_Request_: Reproduce all of the data below without alteration; exclude every picture.
━━ Given material ━━
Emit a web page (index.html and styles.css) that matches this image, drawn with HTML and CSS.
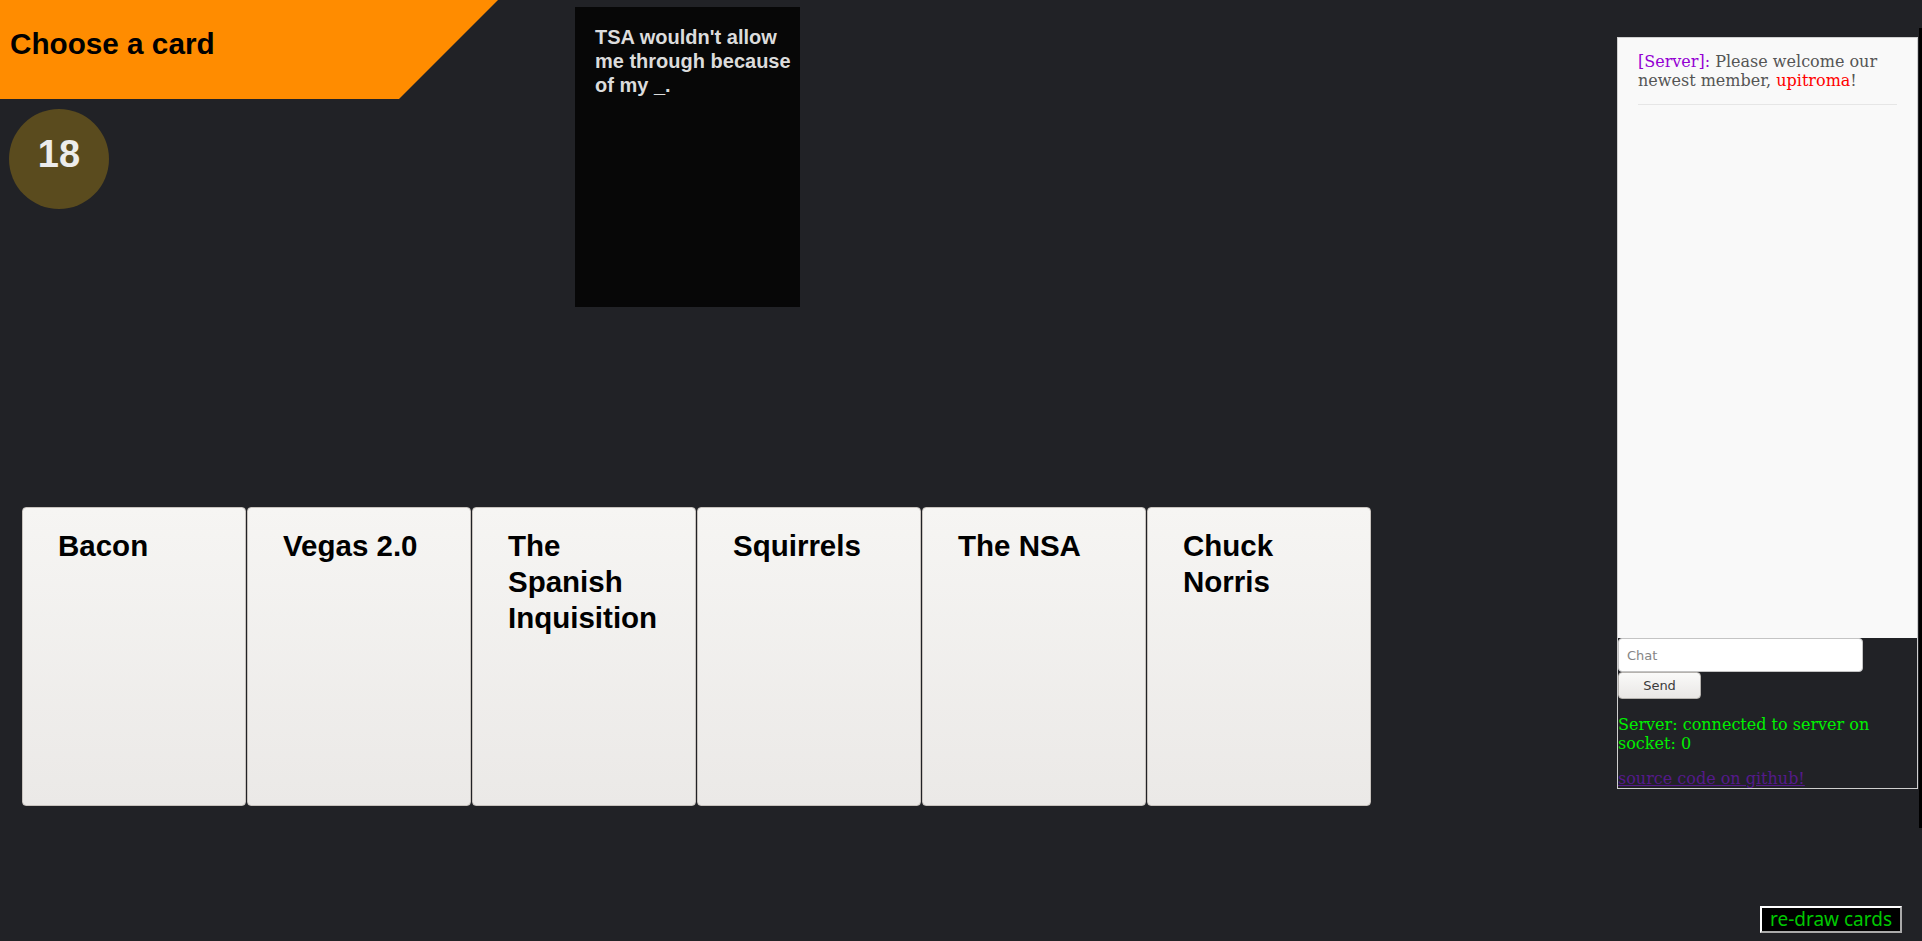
FILE: index.html
```html
<!DOCTYPE html>
<html lang="en">
<head>
<meta charset="utf-8">
<title>Cards</title>
<link rel="stylesheet" href="styles.css">
</head>
<body>
<div class="page">
  <main class="game">
    <div class="top">
      <div class="status">
        <div class="banner"><h1 class="title">Choose a card</h1></div>
        <div class="timer">18</div>
      </div>
      <div class="black-card">TSA wouldn't allow me through because of my _.</div>
    </div>
    <div class="hand">
      <div class="card">Bacon</div>
      <div class="card">Vegas 2.0</div>
      <div class="card">The Spanish Inquisition</div>
      <div class="card">Squirrels</div>
      <div class="card">The NSA</div>
      <div class="card">Chuck Norris</div>
    </div>
  </main>
  <aside class="chat">
    <div class="messages">
      <div class="message"><span class="sender">[Server]:</span> Please welcome our newest member, <span class="member">upitroma</span>!</div>
    </div>
    <input class="chat-input" type="text" placeholder="Chat">
    <button class="send">Send</button>
    <p class="server-status">Server: connected to server on socket: 0</p>
    <p class="source"><a class="source-link" href="#">source code on github!</a></p>
  </aside>
</div>
<button class="redraw">re-draw cards</button>
<div class="edge"></div>
</body>
</html>
```
FILE: styles.css
```css
html, body {
  margin: 0;
  padding: 0;
}
body {
  background: #212226;
  width: 1922px;
  height: 941px;
  overflow: hidden;
  position: relative;
  font-family: "DejaVu Serif", serif;
}
.page {
  display: flex;
  align-items: flex-start;
}
.game {
  flex: 1;
}
.top {
  display: flex;
  align-items: flex-start;
}
.status {
  width: 498px;
}
.banner {
  height: 99px;
  background: #ff8c00;
  clip-path: polygon(0 0, 100% 0, 399px 100%, 0 100%);
  box-sizing: border-box;
  padding: 27px 0 0 10px;
}
.title {
  margin: 0;
  font-family: "Liberation Sans", Arial, sans-serif;
  font-weight: bold;
  font-size: 29.7px;
  color: #000;
  line-height: normal;
}
.timer {
  margin: 10px 0 0 9px;
  width: 100px;
  height: 100px;
  border-radius: 50%;
  background: #5a4b1e;
  color: #ececec;
  font-family: "Liberation Sans", Arial, sans-serif;
  font-weight: bold;
  font-size: 38px;
  display: flex;
  align-items: center;
  justify-content: center;
  padding-bottom: 9px;
  box-sizing: border-box;
}
.black-card {
  margin: 7px 0 0 77px;
  width: 225px;
  height: 300px;
  box-sizing: border-box;
  background: #070707;
  color: #dcdcdc;
  padding: 18px 8px 0 20px;
  font-family: "Liberation Sans", Arial, sans-serif;
  font-weight: bold;
  font-size: 20px;
  line-height: 24px;
}
.hand {
  display: flex;
  gap: 1px;
  margin-top: 200px;
  padding-left: 22px;
}
.card {
  width: 224px;
  height: 299px;
  box-sizing: border-box;
  border: 1px solid #c8c3be;
  border-radius: 4px;
  background: linear-gradient(#f6f5f3, #ebe9e7);
  padding: 20px 30px 0 35px;
  font-family: "Liberation Sans", Arial, sans-serif;
  font-weight: bold;
  font-size: 29.5px;
  line-height: 36px;
  color: #000;
}
.chat {
  width: 301px;
  margin: 37px 4px 0 0;
  border: 1px solid #cfcfcf;
  box-sizing: border-box;
}
.messages {
  height: 600px;
  background: #f9f9f9;
  overflow: hidden;
}
.message {
  margin: 0 20px;
  padding: 14px 0 14px;
  border-bottom: 1px solid #e6e6e6;
  font-size: 16px;
  line-height: normal;
  color: #555;
}
.sender {
  color: #9400d3;
}
.member {
  color: #f00;
}
.chat-input {
  display: block;
  margin: 0;
  width: 245px;
  height: 34px;
  box-sizing: border-box;
  border: 1px solid #c4c4c4;
  border-radius: 4px;
  padding: 0 8px;
  background: #fff;
  font-family: "DejaVu Sans", sans-serif;
  font-size: 13px;
  color: #333;
  outline: none;
}
.chat-input::placeholder {
  color: #858585;
}
.send {
  display: block;
  margin: 0;
  width: 83px;
  height: 27px;
  box-sizing: border-box;
  border: 1px solid #b5b2ae;
  border-radius: 4px;
  background: linear-gradient(#fafaf9, #e9e7e5);
  font-family: "DejaVu Sans", sans-serif;
  font-size: 13px;
  color: #3c3c3c;
  padding: 0;
}
.server-status {
  margin: 16px 0 0;
  color: #00f000;
  font-size: 16px;
}
.source {
  margin: 16px 0 0;
  font-size: 16px;
}
.source-link {
  color: #551a8b;
}
.redraw {
  position: absolute;
  right: 20px;
  bottom: 8px;
  width: 142px;
  height: 27px;
  box-sizing: border-box;
  margin: 0;
  padding: 0;
  background: #000;
  color: #00c800;
  border: 2px solid;
  border-color: #ffffff #aaaaaa #aaaaaa #ffffff;
  font-family: "Noto Sans", sans-serif;
  font-size: 19px;
  line-height: 21px;
}
.edge {
  position: absolute;
  right: 0;
  top: 28px;
  width: 3px;
  height: 800px;
  background: #000;
}
```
━━━
_Exercise result_:
Emit a web page (index.html and styles.css) that matches this image, drawn with HTML and CSS.
FILE: index.html
```html
<!DOCTYPE html>
<html lang="en">
<head>
<meta charset="utf-8">
<title>Cards</title>
<link rel="stylesheet" href="styles.css">
</head>
<body>
<div class="page">
  <main class="game">
    <div class="top">
      <div class="status">
        <div class="banner"><h1 class="title">Choose a card</h1></div>
        <div class="timer">18</div>
      </div>
      <div class="black-card">TSA wouldn't allow me through because of my _.</div>
    </div>
    <div class="hand">
      <div class="card">Bacon</div>
      <div class="card">Vegas 2.0</div>
      <div class="card">The Spanish Inquisition</div>
      <div class="card">Squirrels</div>
      <div class="card">The NSA</div>
      <div class="card">Chuck Norris</div>
    </div>
  </main>
  <aside class="chat">
    <div class="messages">
      <div class="message"><span class="sender">[Server]:</span> Please welcome our newest member, <span class="member">upitroma</span>!</div>
    </div>
    <input class="chat-input" type="text" placeholder="Chat">
    <button class="send">Send</button>
    <p class="server-status">Server: connected to server on socket: 0</p>
    <p class="source"><a class="source-link" href="#">source code on github!</a></p>
  </aside>
</div>
<button class="redraw">re-draw cards</button>
<div class="edge"></div>
</body>
</html>
```
FILE: styles.css
```css
html, body {
  margin: 0;
  padding: 0;
}
body {
  background: #212226;
  width: 1922px;
  height: 941px;
  overflow: hidden;
  position: relative;
  font-family: "DejaVu Serif", serif;
}
.page {
  display: flex;
  align-items: flex-start;
}
.game {
  flex: 1;
}
.top {
  display: flex;
  align-items: flex-start;
}
.status {
  width: 498px;
}
.banner {
  height: 99px;
  background: #ff8c00;
  clip-path: polygon(0 0, 100% 0, 399px 100%, 0 100%);
  box-sizing: border-box;
  padding: 27px 0 0 10px;
}
.title {
  margin: 0;
  font-family: "Liberation Sans", Arial, sans-serif;
  font-weight: bold;
  font-size: 29.7px;
  color: #000;
  line-height: normal;
}
.timer {
  margin: 10px 0 0 9px;
  width: 100px;
  height: 100px;
  border-radius: 50%;
  background: #5a4b1e;
  color: #ececec;
  font-family: "Liberation Sans", Arial, sans-serif;
  font-weight: bold;
  font-size: 38px;
  display: flex;
  align-items: center;
  justify-content: center;
  padding-bottom: 9px;
  box-sizing: border-box;
}
.black-card {
  margin: 7px 0 0 77px;
  width: 225px;
  height: 300px;
  box-sizing: border-box;
  background: #070707;
  color: #dcdcdc;
  padding: 18px 8px 0 20px;
  font-family: "Liberation Sans", Arial, sans-serif;
  font-weight: bold;
  font-size: 20px;
  line-height: 24px;
}
.hand {
  display: flex;
  gap: 1px;
  margin-top: 200px;
  padding-left: 22px;
}
.card {
  width: 224px;
  height: 299px;
  box-sizing: border-box;
  border: 1px solid #c8c3be;
  border-radius: 4px;
  background: linear-gradient(#f6f5f3, #ebe9e7);
  padding: 20px 30px 0 35px;
  font-family: "Liberation Sans", Arial, sans-serif;
  font-weight: bold;
  font-size: 29.5px;
  line-height: 36px;
  color: #000;
}
.chat {
  width: 301px;
  margin: 37px 4px 0 0;
  border: 1px solid #cfcfcf;
  box-sizing: border-box;
}
.messages {
  height: 600px;
  background: #f9f9f9;
  overflow: hidden;
}
.message {
  margin: 0 20px;
  padding: 14px 0 14px;
  border-bottom: 1px solid #e6e6e6;
  font-size: 16px;
  line-height: normal;
  color: #555;
}
.sender {
  color: #9400d3;
}
.member {
  color: #f00;
}
.chat-input {
  display: block;
  margin: 0;
  width: 245px;
  height: 34px;
  box-sizing: border-box;
  border: 1px solid #c4c4c4;
  border-radius: 4px;
  padding: 0 8px;
  background: #fff;
  font-family: "DejaVu Sans", sans-serif;
  font-size: 13px;
  color: #333;
  outline: none;
}
.chat-input::placeholder {
  color: #858585;
}
.send {
  display: block;
  margin: 0;
  width: 83px;
  height: 27px;
  box-sizing: border-box;
  border: 1px solid #b5b2ae;
  border-radius: 4px;
  background: linear-gradient(#fafaf9, #e9e7e5);
  font-family: "DejaVu Sans", sans-serif;
  font-size: 13px;
  color: #3c3c3c;
  padding: 0;
}
.server-status {
  margin: 16px 0 0;
  color: #00f000;
  font-size: 16px;
}
.source {
  margin: 16px 0 0;
  font-size: 16px;
}
.source-link {
  color: #551a8b;
}
.redraw {
  position: absolute;
  right: 20px;
  bottom: 8px;
  width: 142px;
  height: 27px;
  box-sizing: border-box;
  margin: 0;
  padding: 0;
  background: #000;
  color: #00c800;
  border: 2px solid;
  border-color: #ffffff #aaaaaa #aaaaaa #ffffff;
  font-family: "Noto Sans", sans-serif;
  font-size: 19px;
  line-height: 21px;
}
.edge {
  position: absolute;
  right: 0;
  top: 28px;
  width: 3px;
  height: 800px;
  background: #000;
}
```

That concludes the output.